1GW had written to Dinwiddie on 25 April 1754 announcing Edward Ward’s surrender of the entrenchments at the Forks to the French. After his meeting with GW at Wills Creek, Ward set out for Williamsburg, using GW’s horse, saddle, and bridle (Account with the Colony of Virginia, Oct. 1754). On 4 May Ward “accompanied by an Indian, and an Intrepreter, appeared in the Council Chamber, and produced the Original Summons he Received in the Absence of his Captain and Lieutenant; and a Speech from the half King at the Fort on Ohio to his Honour, desiring to know where we were, what was our Strenghth, and the Time they might Expect our Forces to join them.” At this meeting of the council Dinwiddie read the “Advices” from GW that Ward had brought with him: GW’s letter of 25 April to the governor and the resolution adopted by his council of war that he and his forces should move to Redstone Creek and build fortifications there (Exec. Journals of Virginia Council description begins H. R. McIlwaine et al., eds. Executive Journals of the Council of Colonial Virginia. 6 vols. Richmond, 1925–66. description ends , 5:468–69). See also GW to James Hamilton, 24 April 1754, nn.2, 3.

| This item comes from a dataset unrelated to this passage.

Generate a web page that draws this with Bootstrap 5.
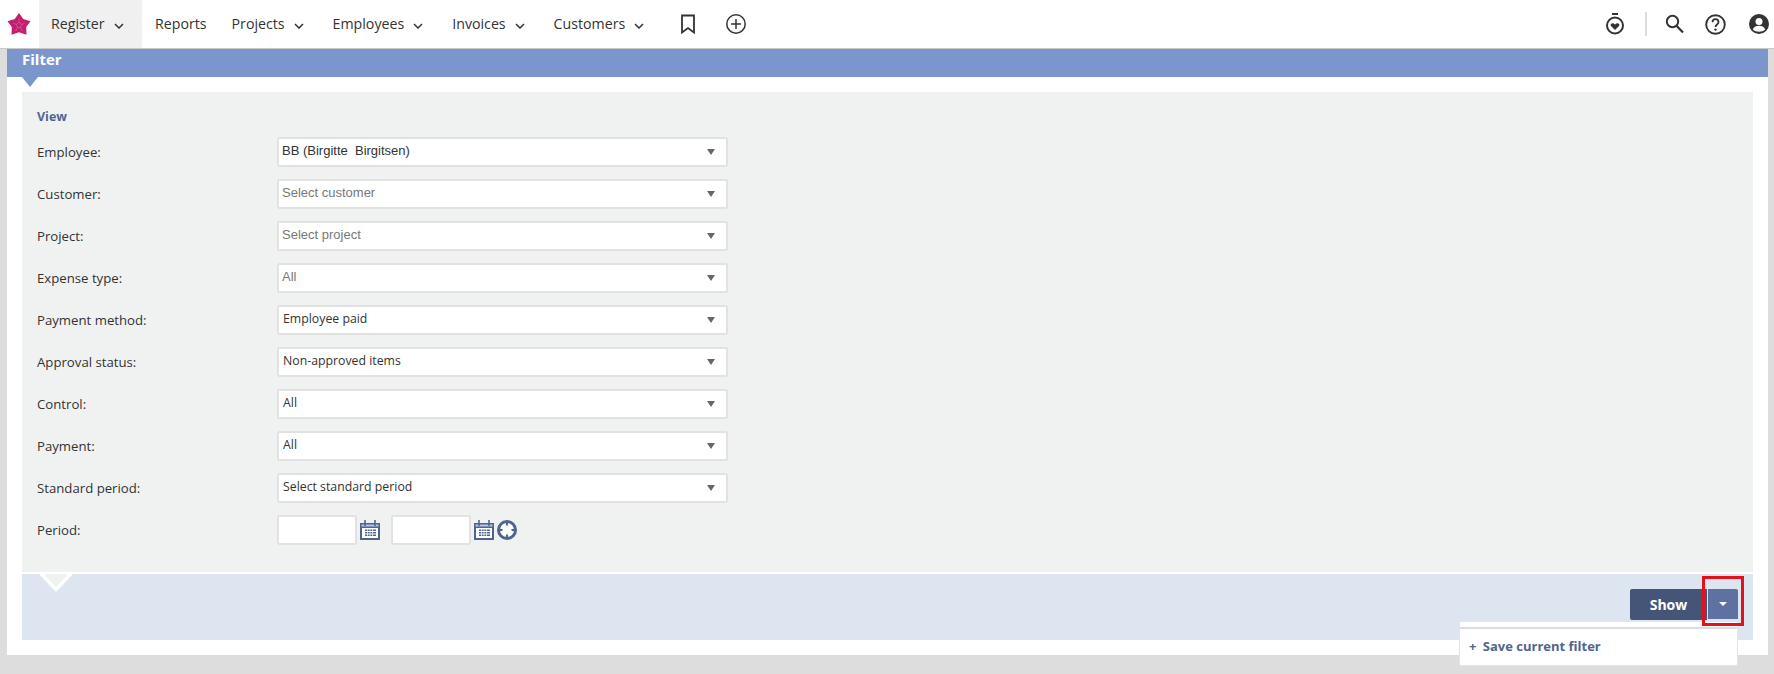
<!DOCTYPE html>
<html lang="en">
<head>
<meta charset="utf-8">
<title>Filter</title>
<link href="https://cdn.jsdelivr.net/npm/bootstrap@5.3.0/dist/css/bootstrap.min.css" rel="stylesheet">
<style>
html,body{height:674px;overflow:hidden}
body{background:#ddd;font-family:"Open Sans",sans-serif;font-size:13px;color:#333}
.topbar{height:49px;background:#fff;border-bottom:1px solid #c8c8c8;padding:0}
.logo-cell{width:39px;height:48px;padding-left:7px}
.top-item{height:48px;padding:0 13px;font-size:14.2px;color:#333;text-decoration:none;white-space:nowrap;gap:9px}
.top-item.has-menu{padding-right:16px}
.top-item.plain-item{padding-right:12px}
.top-item.active-item{background:#f0f0f0;padding:0 13px 0 12px;width:103px}
.chev{width:10px;height:6px;margin-top:3px;flex:none}
.glyph{color:#333;flex:none}
.vsep{width:2px;height:24px;background:#ddd}
.sheet{margin:0 6px 0 7px;height:606px;background:#fff;padding-bottom:15px}
.sheet-head{height:28px;background:#7b96cc;color:#fff;font-weight:700;font-size:15px;padding-left:15px;line-height:20px}
.head-tip{width:0;height:0;border-left:8px solid transparent;border-right:8px solid transparent;border-top:10px solid #7b96cc;margin-left:15px}
.filter-box{margin:5px 15px 0 15px;background:#f0f2f2;height:480px;padding:16px 15px 0 15px}
.view-title{color:#4f6590;font-weight:700;font-size:12.5px;line-height:17px;margin-bottom:12px}
.frow{height:30px;margin-bottom:12px}
.flabel{width:240px;font-size:13.2px;color:#333;padding-top:6px}
.fsel{width:451px;height:30px;padding:0 30px 2px 3px;border:2px solid #e2e2e2;border-radius:2px;font-family:"Liberation Sans",sans-serif;font-size:13px;color:#333;background-color:#fff;background-image:url("data:image/svg+xml,%3csvg xmlns='http://www.w3.org/2000/svg' viewBox='0 0 8 6'%3e%3cpath fill='%23666' d='M0 0h8L4 6z'/%3e%3c/svg%3e");background-position:right 11px center;background-size:8px 6px;box-shadow:none}
.fsel.ph{color:#777}
.fsel.osans{font-family:"Open Sans",sans-serif;font-size:12.3px;padding-left:4px;padding-bottom:1px}
.fdate{width:80px;height:30px;border:2px solid #e2e2e2;border-radius:2px;background:#fff;padding:0}
.cal{margin-left:3px;flex:none}
.foot-box{position:relative;margin:2px 15px 0 15px;height:66px;background:#dde6f0;padding:15px 15px 0 0}
.foot-tip{position:absolute;left:17px;top:0;width:0;height:0;border-left:17px solid transparent;border-right:17px solid transparent;border-top:18px solid #fff}
.foot-tip2{position:absolute;left:22px;top:0;width:0;height:0;border-left:12px solid transparent;border-right:12px solid transparent;border-top:13px solid #f0f2f2}
.btn-show{width:77px;height:31px;background:#445578;color:#fff;font-weight:700;font-size:14px;border:0;border-radius:2px 0 0 2px;padding:0}
.btn-caret{width:30px;height:30px;background:#5d72a1;border:0;border-radius:0 2px 0 0;margin-left:1px;padding:0}
.caret-shape{width:0;height:0;border-left:4px solid transparent;border-right:4px solid transparent;border-top:4px solid #fff}
.save-menu{position:absolute;right:15px;top:47px;width:279px;height:45px;background:#fff;border:1px solid #e4e4e4;border-radius:2px;padding-top:5px;z-index:2}
.save-line{border-top:2px solid #ddd}
.save-item{font-weight:700;font-size:13px;color:#4f6590;padding:8px 0 0 9px;line-height:18px;word-spacing:0}
.save-plus{margin-right:3px}
.redmark{position:absolute;right:9px;top:2px;width:42px;height:50px;border:3px solid #e1121a;z-index:3}
</style>
</head>
<body>
<nav class="topbar d-flex align-items-center">
  <div class="logo-cell d-flex align-items-center">
    <svg width="24" height="24" viewBox="0 0 24 24"><path fill="#c41f6e" d="M12 1 16.300 7 23.500 9.300 19.200 15 19.500 22.800 12 20.300 4.500 22.800 4.800 15 .5 9.300 7.700 7Z"/><path fill="none" stroke="#d97fac" stroke-width=".5" d="M12 10 9.500 12.500 10.500 15.500H13.500L14.500 12.500Z M12 10V7 M14.500 12.500 17.500 11.500 M13.500 15.500 15.500 19 M10.500 15.500 8.500 19 M9.500 12.500 6.500 11.500"/></svg>
  </div>
  <a class="top-item active-item d-flex align-items-center" href="#">Register<svg class="chev" viewBox="0 0 10 6"><path d="M1 1l4 4 4-4" fill="none" stroke="#333" stroke-width="1.500"/></svg></a>
  <a class="top-item plain-item d-flex align-items-center" href="#">Reports</a>
  <a class="top-item has-menu d-flex align-items-center" href="#">Projects<svg class="chev" viewBox="0 0 10 6"><path d="M1 1l4 4 4-4" fill="none" stroke="#333" stroke-width="1.500"/></svg></a>
  <a class="top-item has-menu d-flex align-items-center" href="#">Employees<svg class="chev" viewBox="0 0 10 6"><path d="M1 1l4 4 4-4" fill="none" stroke="#333" stroke-width="1.500"/></svg></a>
  <a class="top-item has-menu d-flex align-items-center" href="#">Invoices<svg class="chev" viewBox="0 0 10 6"><path d="M1 1l4 4 4-4" fill="none" stroke="#333" stroke-width="1.500"/></svg></a>
  <a class="top-item has-menu d-flex align-items-center" href="#">Customers<svg class="chev" viewBox="0 0 10 6"><path d="M1 1l4 4 4-4" fill="none" stroke="#333" stroke-width="1.500"/></svg></a>
  <svg class="glyph" style="margin-left:20px" width="16" height="20" viewBox="0 0 16 20"><path d="M2 1.500h12v17l-6-4.500-6 4.500z" fill="none" stroke="#333" stroke-width="1.800"/></svg>
  <svg class="glyph" style="margin-left:29px" width="22" height="22" viewBox="0 0 22 22"><circle cx="11" cy="11" r="9.200" fill="none" stroke="#333" stroke-width="1.500"/><path d="M11 6v10M6 11h10" stroke="#333" stroke-width="1.500"/></svg>
  <div class="ms-auto d-flex align-items-center">
    <svg class="glyph" width="20" height="22" viewBox="0 0 20 22"><path d="M7 1h6" stroke="#333" stroke-width="2"/><circle cx="10" cy="12.500" r="8" fill="none" stroke="#333" stroke-width="2"/><path d="M10 17l-4-4c-1.500-2 1.800-4 4-1.500 2.200-2.500 5.500-.5 4 1.500z" fill="#333"/></svg>
    <span class="vsep" style="margin-left:20px"></span>
    <svg class="glyph" style="margin-left:18px" width="19" height="20" viewBox="0 0 19 20"><circle cx="7.500" cy="7.500" r="5.700" fill="none" stroke="#333" stroke-width="2"/><path d="M11.500 11.800 18 18.500" stroke="#333" stroke-width="2.200"/></svg>
    <svg class="glyph" style="margin-left:21px" width="21" height="21" viewBox="0 0 21 21"><circle cx="10.500" cy="10.500" r="9.300" fill="none" stroke="#333" stroke-width="1.900"/><path d="M7.500 8.200c0-4 6-4 6 0 0 2.300-3 2.300-3 4.800" fill="none" stroke="#333" stroke-width="1.800"/><circle cx="10.500" cy="15.600" r="1.200" fill="#333"/></svg>
    <svg class="glyph" style="margin-left:23px;margin-right:5px" width="20" height="20" viewBox="0 0 20 20"><circle cx="10" cy="10" r="10" fill="#333"/><circle cx="10" cy="7.500" r="3.500" fill="#fff"/><path d="M3.800 15.500c1-2.800 3.500-3.800 6.200-3.800s5.200 1 6.200 3.800c-3 3-9.400 3-12.400 0z" fill="#fff"/></svg>
  </div>
</nav>

<main class="sheet">
  <div class="sheet-head">Filter</div>
  <div class="head-tip"></div>
  <section class="filter-box" style="margin-top:5px">
    <div class="view-title">View</div>
    <div class="frow d-flex"><label class="flabel">Employee:</label><select class="form-select fsel"><option>BB (Birgitte&nbsp; Birgitsen)</option></select></div>
    <div class="frow d-flex"><label class="flabel">Customer:</label><select class="form-select fsel ph"><option>Select customer</option></select></div>
    <div class="frow d-flex"><label class="flabel">Project:</label><select class="form-select fsel ph"><option>Select project</option></select></div>
    <div class="frow d-flex"><label class="flabel">Expense type:</label><select class="form-select fsel ph"><option>All</option></select></div>
    <div class="frow d-flex"><label class="flabel">Payment method:</label><select class="form-select fsel osans"><option>Employee paid</option></select></div>
    <div class="frow d-flex"><label class="flabel">Approval status:</label><select class="form-select fsel osans"><option>Non-approved items</option></select></div>
    <div class="frow d-flex"><label class="flabel">Control:</label><select class="form-select fsel osans"><option>All</option></select></div>
    <div class="frow d-flex"><label class="flabel">Payment:</label><select class="form-select fsel osans"><option>All</option></select></div>
    <div class="frow d-flex"><label class="flabel">Standard period:</label><select class="form-select fsel osans"><option>Select standard period</option></select></div>
    <div class="frow d-flex align-items-start">
      <label class="flabel">Period:</label>
      <input class="fdate" type="text" aria-label="From">
      <svg class="cal" style="margin-top:5px" width="20" height="20" viewBox="0 0 20 20"><path fill="#4f6590" d="M0 3h20v17H0z"/><path fill="#b9c6de" d="M1.500 4.500h17v2h-17z"/><path fill="#fff" d="M2 8h16v10H2z"/><path stroke="#4f6590" stroke-width="1.600" d="M5 0v6M15 0v6"/><path fill="#4f6590" d="M5 9.500h11v1.500H5zM5 12h11v1.500H5zM5 14.500h11V16H5z"/><path stroke="#fff" stroke-width=".7" d="M7.500 9v8M10 9v8M12.500 9v8"/></svg>
      <input class="fdate" style="margin-left:11px" type="text" aria-label="To">
      <svg class="cal" style="margin-top:5px" width="20" height="20" viewBox="0 0 20 20"><path fill="#4f6590" d="M0 3h20v17H0z"/><path fill="#b9c6de" d="M1.500 4.500h17v2h-17z"/><path fill="#fff" d="M2 8h16v10H2z"/><path stroke="#4f6590" stroke-width="1.600" d="M5 0v6M15 0v6"/><path fill="#4f6590" d="M5 9.500h11v1.500H5zM5 12h11v1.500H5zM5 14.500h11V16H5z"/><path stroke="#fff" stroke-width=".7" d="M7.500 9v8M10 9v8M12.500 9v8"/></svg>
      <svg style="margin:5px 0 0 3px" width="20" height="20" viewBox="0 0 20 20"><circle cx="10" cy="10" r="8.500" fill="#fff" stroke="#4f6590" stroke-width="3"/><path d="M10 2v3.500M10 14.500V18M2 10h3.500M14.500 10H18" stroke="#4f6590" stroke-width="2"/></svg>
    </div>
  </section>
  <section class="foot-box d-flex justify-content-end align-items-start">
    <span class="foot-tip"></span><span class="foot-tip2"></span>
    <button class="btn btn-show" type="button">Show</button>
    <button class="btn btn-caret d-flex align-items-center justify-content-center" type="button"><span class="caret-shape"></span></button>
    <div class="save-menu"><div class="save-line"></div><div class="save-item"><span class="save-plus">+</span> Save current filter</div></div>
    <span class="redmark"></span>
  </section>
</main>
<script src="https://cdn.jsdelivr.net/npm/bootstrap@5.3.0/dist/js/bootstrap.bundle.min.js"></script>
</body>
</html>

2See Dinwiddie to GW, 15 Mar. 1754, n.6. In response to Dinwiddie’s plea for military aid after GW’s return to Williamsburg from his mission to the French commandant, the colony of North Carolina raised some 400 men to be used in the proposed expedition to the Forks of the Ohio. Neither Col. James Innes (d. 1759) nor any of his North Carolina troops reached GW before the campaign came to its unhappy conclusion at Fort Necessity on 3 July.

3Dinwiddie’s instructions to Col. Joshua Fry to expedite his march are in ViHi: Dinwiddie Papers. He was, he wrote Fry, “surpriz’d on receivg Yr Let’r dated at Alexa the 30th of Apr. last, wn I perswaded myself You must be near Wills’s Creek. It is a great Misfortune that the active French outdo Us by their timely Vigilance & Applicatn.” Fry had written that he was delayed “by the want of Carriages” (Exec. Journals of Virginia Council description begins H. R. McIlwaine et al., eds. Executive Journals of the Council of Colonial Virginia. 6 vols. Richmond, 1925–66. description ends , 5:468).

4John Fraser (Frazier), variously identified by his contemporaries as English, Scottish, and German, was a blacksmith and gunsmith who operated a trading post at Venango from the early 1740s until the French forced him to give it up in 1753. When GW carried Dinwiddie’s message to the French at Fort Le Boeuf in the late fall of 1753, he found Fraser back in business on Turtle Creek. See Diaries description begins Donald Jackson and Dorothy Twohig, eds. The Diaries of George Washington. 6 vols. Charlottesville, Va., 1976–79. description ends , 1:130. After Dinwiddie authorized William Trent to raise 100 men and appoint 2 officers (Dinwiddie to GW, Jan. 1754, nn.2, 4), Trent made John Fraser his lieutenant and Edward Ward his ensign. Dinwiddie’s wrath stemmed from the fact that neither Trent nor Fraser was on hand to aid Ward in resisting the French when they arrived at the Forks of the Ohio. See GW to James Hamilton, 24 April 1754. After his arrival in Williamsburg, Ward stated in a deposition that 4 days before the French descended on his fort he saw a letter written by Indian trader John Davison warning of the French approach. Ward hurriedly sent off a copy of the letter to Trent, then at Wills Creek, and went himself to inform Fraser who was at Turtle Creek about 10 miles from the Forks. Fraser agreed that the French were likely to attack “but said what can we do in the affair,” complaining that he had a “shilling to loose for a Penny he should gain by his Commission at that time, And that he had Business which ⟨he⟩ could not settle under Six Days with his Partner” (P.R.O., C.O. 5/1328, ff. 101–2). In his letter to Fry, Dinwiddie wrote: “I am advis’d that Capt. Trent, and his Lieut., Fraser have been long absent from their duty . . . Which Conduct & Behaviour I require & expect You will enquire into at a Court Martial, & give Sentence accordingly” (4 May 1754, ViHi: Dinwiddie Papers).